Sunday, May 8, 2016

THE PITCHFORK DISNEY – REVIEW OF PRECISELY PETER PRODUCTIONS’ STAGING

James Karas

The Pitchfork Disney by Philip Ridley. Directed by John Shooter with Justin Miller (Presley Stray), Nikki Duval (Haley Stray), Ayinde Blake (Cosmo Disney), Yehuda Fisher (Pitchfork Cavalier). Presented by Precisely Peter Productions at Double Double Land, 209, Augusta Ave (down the alley), Toronto. until May 22, 2016. www.brownpapertickets.com

You should see The Pitchfork Disney. It is a play by Philip Ridley now plying at Double Double Land. You have probably not heard of much about this but soldier on.

The Pitchfork is what is known as in-yer-face theatre and it premiered in London in 1991. It is staggeringly powerful. It may be described as the staging of a nightmare or life inside a psychosis.
 
Nikki Duval and Justin Miller in The Pitchfork Disney      
Meet Haley Stray, a young, overweight, woman, clutching a blanket and clearly unhinged. Her brother Presley has a pale and pasty complexion with bloodshot eyes and looks like he is steps away from death. They live in a room that is at best a low-scale slum. Presley peers though a hole in the window to the outside world and sees nothing but darkness. The outside or whatever is left of it, is frightful and menacing

There is no narrative line to the siblings’ psychotic behaviour as they fight, argue, eat chocolates and create an atmosphere of inexplicable fear, confusion, disgust and insanity. They have nightmares, take pills and live in terror but we can never be sure if they are not dreaming up the whole thing. Presley gives a graphic and disgusting description of cooking and eating a snake. There are a number of gastronomic descriptions and calling them revolting and repulsive hardly begins to give you a taste of them.

Enter Cosmo Disney, a control freak, a psychopath, an ordinary lunatic or just a part of Presley’s and Haley’s mental aberrations. Near the end of the play Pitchfork Cavalier enters. There are chains hanging from his body and he is dressed in black and his face is covered by a mask. There are lengthy descriptions of his activities including his murder of children.
 
Avinde Blake and Justin Miller
Duval’s acting is almost all on a frenetic and hysterical level that shows incredible stamina on her part. It is like having a tenor sing in high C for an entire evening. Presley’s performance is more modulated but again it reaches some staggering heights.

Blake, speaking in more “rational” terms reaches stunning heights of expression. Director John Shooter modulates the performance so that there are quiet moments in the  psychopathy which are interrupted by explosions of emotion that bring the audience back to the “reality” of the play.  

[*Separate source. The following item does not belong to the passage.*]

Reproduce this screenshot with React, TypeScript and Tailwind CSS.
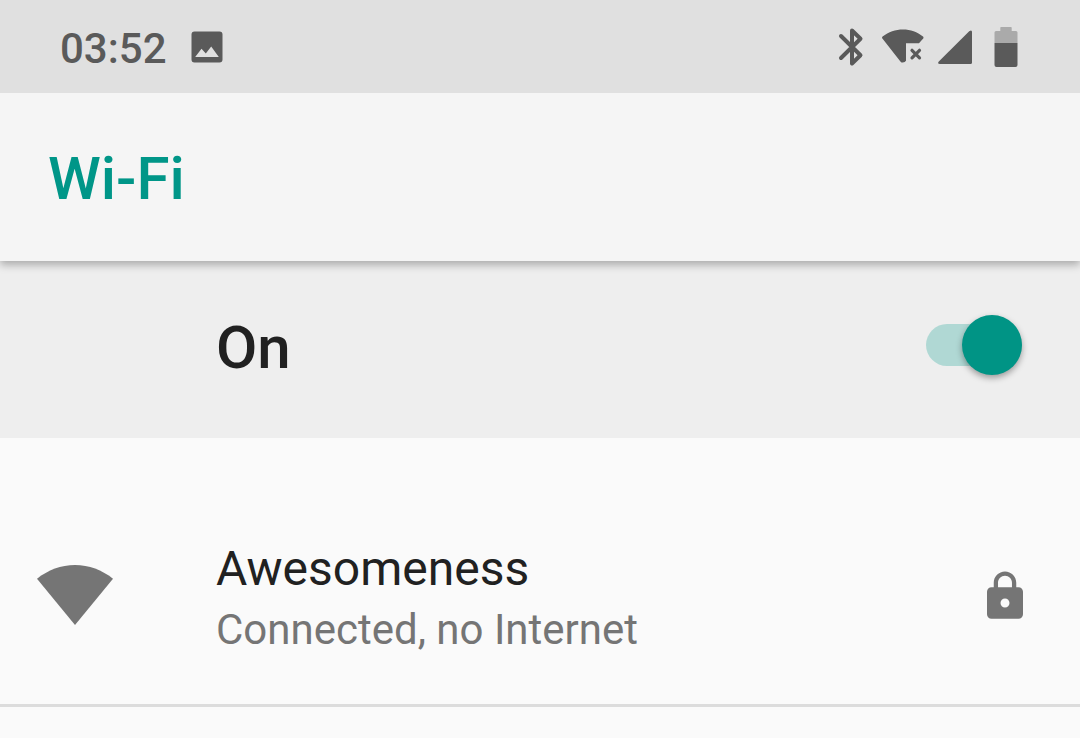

The “down the alley” theatre holds about 50 people in a space the size of some large living room. You are in fact in the slum that the characters occupy. But there is a problem.  The high in-your-face emotional intensity of the performance, even with its modulations, is more than most people can bear. In the end the play seems to lose steam or the audience loses its stamina to withstand such assaults on its senses. In other words, at two hours the play seemed too long.

Nightmares tend to be short and sharp and psychoses linger but are incomprehensible. Ridley wants us to visit both for longer than may be humanly bearable.